Surprised by Hardened Soil

In my first post of the new year, I’d love to pose a question: How do you keep your heart from being hardened by circumstances and people?

If you don’t have an answer, I’ll ask another question: Are you currently unaware of the areas your heart has been allowed to become hardened?

Truthfully, I will admit that, about a week ago, I had to first answer the second question for myself. I don’t consider myself a hard-hearted individual. I’m generally willing to dig a little deeper within myself when something feels off and I’m generally optimistic, or at least have an “everything-will-work-out-okay” mindset that can set me on a projection of working hard until it is figured out.

But far too early in 2020, I was hit with a strange realization: My heart had hardened in some very specific areas that I hadn’t even realized; with that hardening had come some unanticipated resentment that I wanted nothing to do with.

As I sat in my home church where I lead worship and listened to a message from the Parable of the Sower—which I have heard and read countless times—I suddenly realized that certain hopes and expectations had been walked over so many times by other circumstances or people or pressing priorities that the ground where I’d initially planted those seeds had been tamped down and hardened.

I’m not even talking about obvious comments or situations. I’m talking about the low-key ones that tread their same ground over and over again and are hard to detect: The subtle disappointments. The feelings of unworthiness.. The lack of deep relational investment.

What comes to mind for your own journey?

Throughout 2018 and 2019, I did a lot of deep soul work that allowed me the freedom and courage to dive in to some big dreams the Lord had put in my heart. I turned the corner into 2020 having accomplished a lot of those big dreams on my list for the year:

  • Started this website. This had been a dream of mine for a while and it. Was. Hard. [late night] Work…especially being a mama of a very speedy toddler!

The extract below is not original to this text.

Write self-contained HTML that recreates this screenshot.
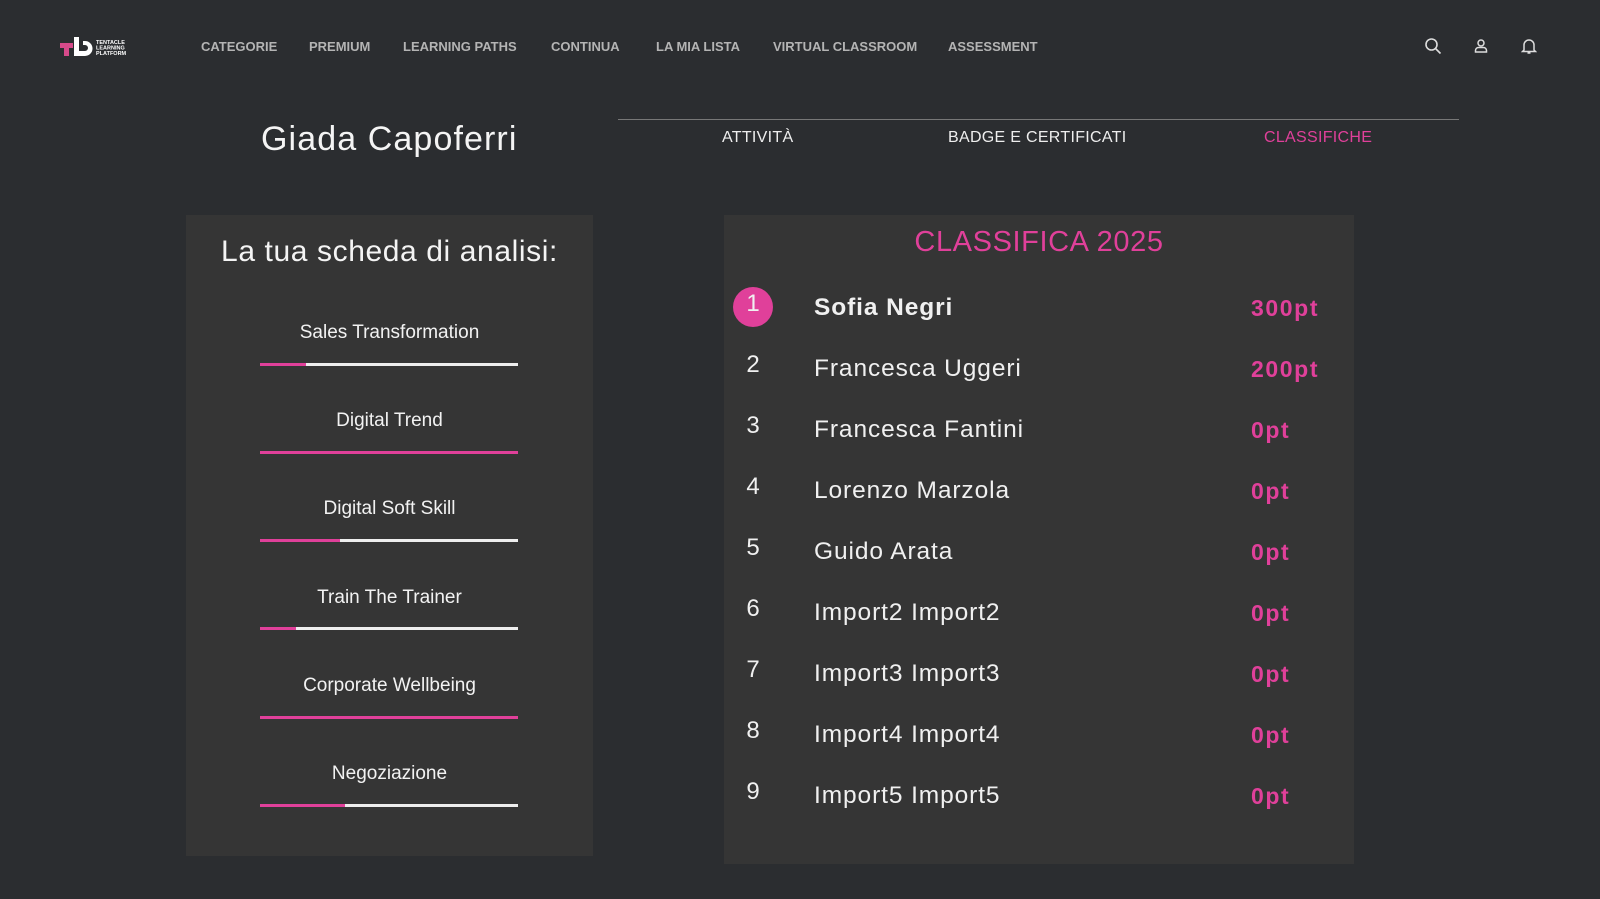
<!DOCTYPE html>
<html><head><meta charset="utf-8"><style>
*{margin:0;padding:0;box-sizing:border-box}
body{width:1600px;height:899px;background:#2b2d30;font-family:"Liberation Sans",sans-serif;color:#fff;position:relative;overflow:hidden}
.a{position:absolute}
.nav{top:39px;font-size:13px;font-weight:bold;color:#b4b4b4;letter-spacing:0}
.panel{background:#353535}
.lbl{text-align:center;font-size:19px;color:#f2f2f2}
.bar{left:260px;width:258px;height:3px;background:#eee}
.bar i{display:block;height:3px;background:#e0409a}
.n{left:733px;width:40px;text-align:center;font-size:24px;color:#f0f0f0}
.nm{left:814px;font-size:24.5px;color:#f0f0f0;letter-spacing:0.9px}
.pt{left:1251px;font-size:23px;font-weight:bold;color:#e0409a;letter-spacing:1.6px}
</style></head><body>
<svg class="a" style="left:58px;top:34px" width="72" height="26" viewBox="0 0 72 26">
<path d="M2 9h13v5H11v8H6v-8H2z" fill="#d64a8a"/><path d="M16 3h5v14h6a3 3 0 0 0 0-6h-2V7h2a7.5 7.5 0 0 1 0 15H16z" fill="#fff"/>
<text x="38" y="10" font-size="5.5" font-weight="bold" fill="#fff" font-family="Liberation Sans">TENTACLE</text>
<text x="38" y="15.5" font-size="5.5" font-weight="bold" fill="#fff" font-family="Liberation Sans">LEARNING</text>
<text x="38" y="21" font-size="5.5" font-weight="bold" fill="#fff" font-family="Liberation Sans">PLATFORM</text>
</svg>
<div class="a nav" style="left:201px">CATEGORIE</div>
<div class="a nav" style="left:309px">PREMIUM</div>
<div class="a nav" style="left:403px">LEARNING PATHS</div>
<div class="a nav" style="left:551px">CONTINUA</div>
<div class="a nav" style="left:656px">LA MIA LISTA</div>
<div class="a nav" style="left:773px">VIRTUAL CLASSROOM</div>
<div class="a nav" style="left:948px">ASSESSMENT</div>
<svg class="a" style="left:1424px;top:37px" width="18" height="18" viewBox="0 0 18 18" fill="none" stroke="#ddd" stroke-width="1.6"><circle cx="7.5" cy="7.5" r="5.5"/><path d="M11.5 11.5l5 5"/></svg>
<svg class="a" style="left:1473px;top:38px" width="16" height="16" viewBox="0 0 16 16" fill="none" stroke="#ddd" stroke-width="1.5"><circle cx="8" cy="5" r="3"/><path d="M2.5 14v-1.5a3 3 0 0 1 3-3h5a3 3 0 0 1 3 3V14z"/></svg>
<svg class="a" style="left:1521px;top:37px" width="16" height="18" viewBox="0 0 16 18" fill="none" stroke="#ddd" stroke-width="1.5"><path d="M3 13V8a5 5 0 0 1 10 0v5l1.5 1.5h-13zM6.5 16h3"/></svg>

<div class="a" style="left:261px;top:120px;font-size:34px;color:#f4f4f4;letter-spacing:1.1px">Giada Capoferri</div>
<div class="a" style="left:618px;top:119px;width:841px;height:1px;background:#777"></div>
<div class="a" style="left:722px;top:129px;font-size:16px;color:#eee;letter-spacing:0.3px">ATTIVITÀ</div>
<div class="a" style="left:948px;top:129px;font-size:16px;color:#eee;letter-spacing:0.3px">BADGE E CERTIFICATI</div>
<div class="a" style="left:1264px;top:129px;font-size:16px;color:#e0409a;letter-spacing:0.3px">CLASSIFICHE</div>

<div class="a panel" style="left:186px;top:215px;width:407px;height:641px"></div>
<div class="a" style="left:186px;width:407px;text-align:center;top:235px;font-size:30px;color:#f4f4f4;letter-spacing:0.6px">La tua scheda di analisi:</div>
<div class="a lbl" style="left:186px;width:407px;top:322px">Sales Transformation</div>
<div class="a bar" style="top:363px"><i style="width:46px"></i></div>
<div class="a lbl" style="left:186px;width:407px;top:410px">Digital Trend</div>
<div class="a bar" style="top:451px"><i style="width:258px"></i></div>
<div class="a lbl" style="left:186px;width:407px;top:498px">Digital Soft Skill</div>
<div class="a bar" style="top:539px"><i style="width:80px"></i></div>
<div class="a lbl" style="left:186px;width:407px;top:587px">Train The Trainer</div>
<div class="a bar" style="top:627px"><i style="width:36px"></i></div>
<div class="a lbl" style="left:186px;width:407px;top:675px">Corporate Wellbeing</div>
<div class="a bar" style="top:716px"><i style="width:258px"></i></div>
<div class="a lbl" style="left:186px;width:407px;top:763px">Negoziazione</div>
<div class="a bar" style="top:804px"><i style="width:85px"></i></div>

<div class="a panel" style="left:724px;top:215px;width:630px;height:649px"></div>
<div class="a" style="left:724px;width:630px;text-align:center;top:226px;font-size:29px;color:#e0409a;letter-spacing:0.6px">CLASSIFICA 2025</div>
<div class="a" style="left:733px;top:287px;width:40px;height:40px;border-radius:50%;background:#e0409a"></div>
<div class="a n" style="top:290px">1</div><div class="a nm" style="top:294px;font-weight:bold">Sofia Negri</div><div class="a pt" style="top:295px">300pt</div>
<div class="a n" style="top:351px">2</div><div class="a nm" style="top:355px">Francesca Uggeri</div><div class="a pt" style="top:356px">200pt</div>
<div class="a n" style="top:412px">3</div><div class="a nm" style="top:416px">Francesca Fantini</div><div class="a pt" style="top:417px">0pt</div>
<div class="a n" style="top:473px">4</div><div class="a nm" style="top:477px">Lorenzo Marzola</div><div class="a pt" style="top:478px">0pt</div>
<div class="a n" style="top:534px">5</div><div class="a nm" style="top:538px">Guido Arata</div><div class="a pt" style="top:539px">0pt</div>
<div class="a n" style="top:595px">6</div><div class="a nm" style="top:599px">Import2 Import2</div><div class="a pt" style="top:600px">0pt</div>
<div class="a n" style="top:656px">7</div><div class="a nm" style="top:660px">Import3 Import3</div><div class="a pt" style="top:661px">0pt</div>
<div class="a n" style="top:717px">8</div><div class="a nm" style="top:721px">Import4 Import4</div><div class="a pt" style="top:722px">0pt</div>
<div class="a n" style="top:778px">9</div><div class="a nm" style="top:782px">Import5 Import5</div><div class="a pt" style="top:783px">0pt</div>
</body></html>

  • Began Fundraising to record my album, In The Open. This was a lot of hard work, and a lot of vulnerable work. Asking for support is incredibly humbling. But what I saw happen was a beautiful community that gradually came around me…and the project is fully funded! Now in 2020 the fun can begin!

  • Finished more work on our property, house and garden. If you’ve ever lived through major land and home renovations, you and I should high five and give the knowing look that says I know.

  • Hosted fun events in our barn! This is one of the things we had dreamed of for our home. Engagement parties, creative days, work retreats, harvest parties. There are so many souls who have come to enjoy, find rest and even scream “cheers!” with celebration in our space.

And honestly, I’m so incredibly proud of my life and my family life in 2019. We worked really hard to love each other and to love our home—though it sometimes brought on more frustration than we had anticipated. But amidst the goodness of family, the accomplishments and the celebrations, I was still standing on hardened soil that hadn’t yet loosened its grip on my soul.

Of all the effects that this hardness had on me, the greatest one was having lost sight of truly trusting myself and the Holy Spirit’s life within me. Because of those repeated disappointments and circumstances that seemed to give or take away my value, I’d been training myself to live my life in a way that pleased other people.

Not God. Other people. Sometimes, people that didn’t even have a right to bare an opinion to me about my life.

So there I sat on Sunday, my mind racing through the patterns that had worn on my heart. I suddenly realized, yet again, how tight my soul had become, and how much it needed to be loosened again, to breathe again, and even to celebrate again. It seems the work of a healthy soul is never finished.

And as the Holy Spirit does, he brought out the little plow that begins to till up the ground as we sang “Old things have passed away, but Your love has stayed the same.”

So, I ask again. Are there areas in your heart that you have allowed to remain hardened, simply because it doesn’t seem like a situation or person will ever change? Do you have a way to keep your heart from staying in a hardened place? I know it may feel easier to keep that ground pressed down tightly so that even the weeds can’t burst through. But I also know how much better life is with a heart and soul that can inhale and exhale without restriction.

Let’s continue our beginning to 2020 with great steps toward wholeness.